■ **EXERCISE PROMPT**
Leave out the pictures and repeat the rest of the material exactly.

:::

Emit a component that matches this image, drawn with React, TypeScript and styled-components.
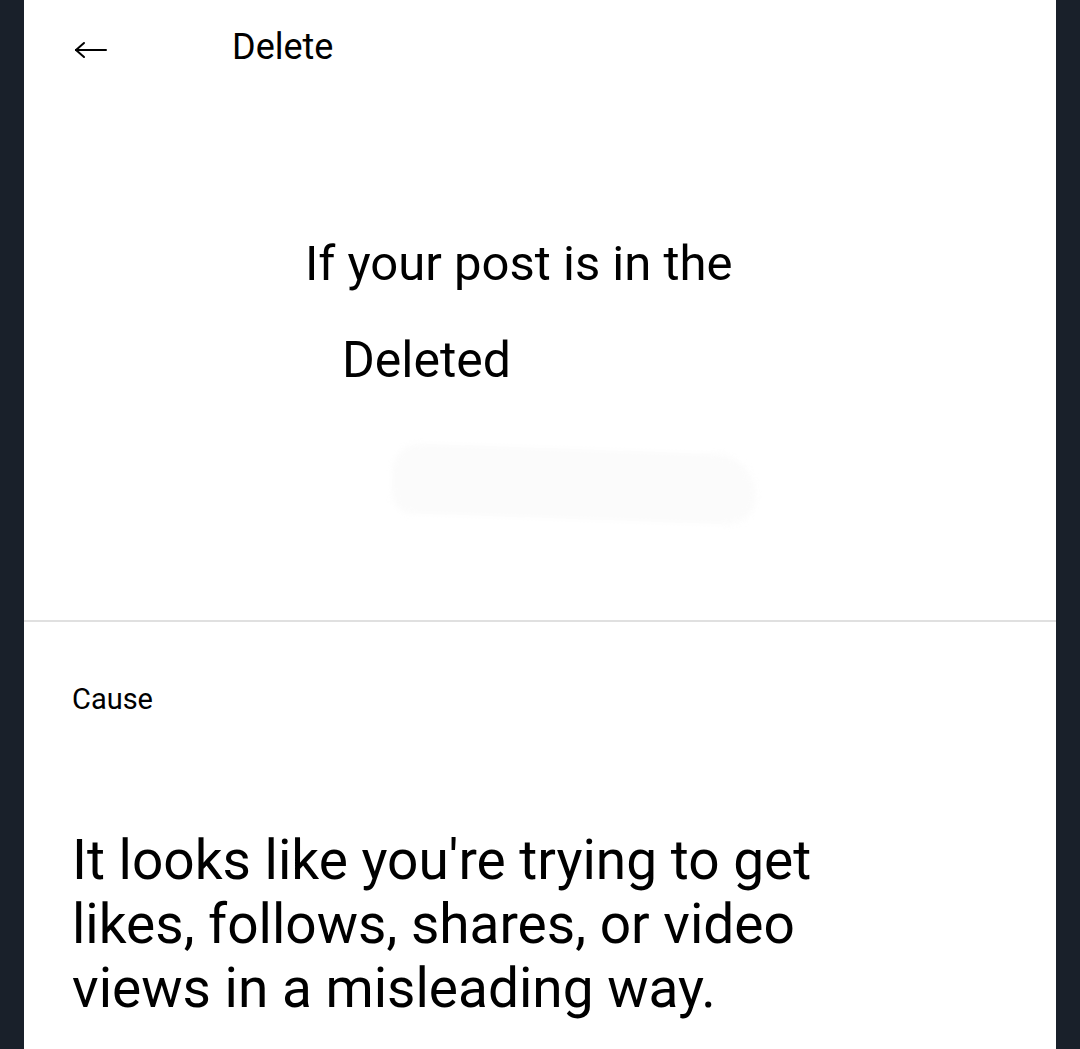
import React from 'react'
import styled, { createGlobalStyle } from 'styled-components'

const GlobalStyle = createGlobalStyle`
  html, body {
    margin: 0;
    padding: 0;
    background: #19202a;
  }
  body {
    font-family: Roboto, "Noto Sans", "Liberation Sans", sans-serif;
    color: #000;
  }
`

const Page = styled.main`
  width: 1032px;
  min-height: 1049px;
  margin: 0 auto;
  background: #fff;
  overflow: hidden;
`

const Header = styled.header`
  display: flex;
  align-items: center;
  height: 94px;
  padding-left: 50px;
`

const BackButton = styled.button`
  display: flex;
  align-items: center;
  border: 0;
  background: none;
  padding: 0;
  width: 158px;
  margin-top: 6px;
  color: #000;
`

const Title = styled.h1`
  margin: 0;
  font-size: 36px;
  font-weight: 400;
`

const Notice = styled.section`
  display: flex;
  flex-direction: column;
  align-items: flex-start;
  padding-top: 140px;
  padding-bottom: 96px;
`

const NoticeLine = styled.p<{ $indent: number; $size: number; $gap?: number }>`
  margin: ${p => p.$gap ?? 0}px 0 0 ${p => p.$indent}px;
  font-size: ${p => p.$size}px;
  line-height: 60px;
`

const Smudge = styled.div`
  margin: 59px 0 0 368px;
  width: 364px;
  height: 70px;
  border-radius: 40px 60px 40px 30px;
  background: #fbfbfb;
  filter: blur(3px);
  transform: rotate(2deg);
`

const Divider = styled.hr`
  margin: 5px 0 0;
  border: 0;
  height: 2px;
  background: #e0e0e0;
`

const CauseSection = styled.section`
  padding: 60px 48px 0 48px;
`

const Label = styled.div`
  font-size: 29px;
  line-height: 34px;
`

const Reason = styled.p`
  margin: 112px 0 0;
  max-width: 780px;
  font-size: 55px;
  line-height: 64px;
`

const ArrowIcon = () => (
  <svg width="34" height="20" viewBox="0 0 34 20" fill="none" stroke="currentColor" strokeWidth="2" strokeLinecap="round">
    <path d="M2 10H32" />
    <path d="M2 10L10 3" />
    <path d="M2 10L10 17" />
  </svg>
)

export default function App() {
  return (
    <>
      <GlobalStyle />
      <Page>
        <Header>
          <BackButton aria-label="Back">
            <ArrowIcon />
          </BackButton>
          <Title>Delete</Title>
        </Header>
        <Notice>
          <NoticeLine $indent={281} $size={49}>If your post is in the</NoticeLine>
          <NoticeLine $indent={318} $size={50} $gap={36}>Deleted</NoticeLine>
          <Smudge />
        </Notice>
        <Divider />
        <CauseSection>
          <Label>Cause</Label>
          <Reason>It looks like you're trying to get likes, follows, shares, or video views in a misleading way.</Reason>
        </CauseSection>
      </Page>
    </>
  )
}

:::

■ **TASK SOLUTION**
Emit a component that matches this image, drawn with React, TypeScript and styled-components.
import React from 'react'
import styled, { createGlobalStyle } from 'styled-components'

const GlobalStyle = createGlobalStyle`
  html, body {
    margin: 0;
    padding: 0;
    background: #19202a;
  }
  body {
    font-family: Roboto, "Noto Sans", "Liberation Sans", sans-serif;
    color: #000;
  }
`

const Page = styled.main`
  width: 1032px;
  min-height: 1049px;
  margin: 0 auto;
  background: #fff;
  overflow: hidden;
`

const Header = styled.header`
  display: flex;
  align-items: center;
  height: 94px;
  padding-left: 50px;
`

const BackButton = styled.button`
  display: flex;
  align-items: center;
  border: 0;
  background: none;
  padding: 0;
  width: 158px;
  margin-top: 6px;
  color: #000;
`

const Title = styled.h1`
  margin: 0;
  font-size: 36px;
  font-weight: 400;
`

const Notice = styled.section`
  display: flex;
  flex-direction: column;
  align-items: flex-start;
  padding-top: 140px;
  padding-bottom: 96px;
`

const NoticeLine = styled.p<{ $indent: number; $size: number; $gap?: number }>`
  margin: ${p => p.$gap ?? 0}px 0 0 ${p => p.$indent}px;
  font-size: ${p => p.$size}px;
  line-height: 60px;
`

const Smudge = styled.div`
  margin: 59px 0 0 368px;
  width: 364px;
  height: 70px;
  border-radius: 40px 60px 40px 30px;
  background: #fbfbfb;
  filter: blur(3px);
  transform: rotate(2deg);
`

const Divider = styled.hr`
  margin: 5px 0 0;
  border: 0;
  height: 2px;
  background: #e0e0e0;
`

const CauseSection = styled.section`
  padding: 60px 48px 0 48px;
`

const Label = styled.div`
  font-size: 29px;
  line-height: 34px;
`

const Reason = styled.p`
  margin: 112px 0 0;
  max-width: 780px;
  font-size: 55px;
  line-height: 64px;
`

const ArrowIcon = () => (
  <svg width="34" height="20" viewBox="0 0 34 20" fill="none" stroke="currentColor" strokeWidth="2" strokeLinecap="round">
    <path d="M2 10H32" />
    <path d="M2 10L10 3" />
    <path d="M2 10L10 17" />
  </svg>
)

export default function App() {
  return (
    <>
      <GlobalStyle />
      <Page>
        <Header>
          <BackButton aria-label="Back">
            <ArrowIcon />
          </BackButton>
          <Title>Delete</Title>
        </Header>
        <Notice>
          <NoticeLine $indent={281} $size={49}>If your post is in the</NoticeLine>
          <NoticeLine $indent={318} $size={50} $gap={36}>Deleted</NoticeLine>
          <Smudge />
        </Notice>
        <Divider />
        <CauseSection>
          <Label>Cause</Label>
          <Reason>It looks like you're trying to get likes, follows, shares, or video views in a misleading way.</Reason>
        </CauseSection>
      </Page>
    </>
  )
}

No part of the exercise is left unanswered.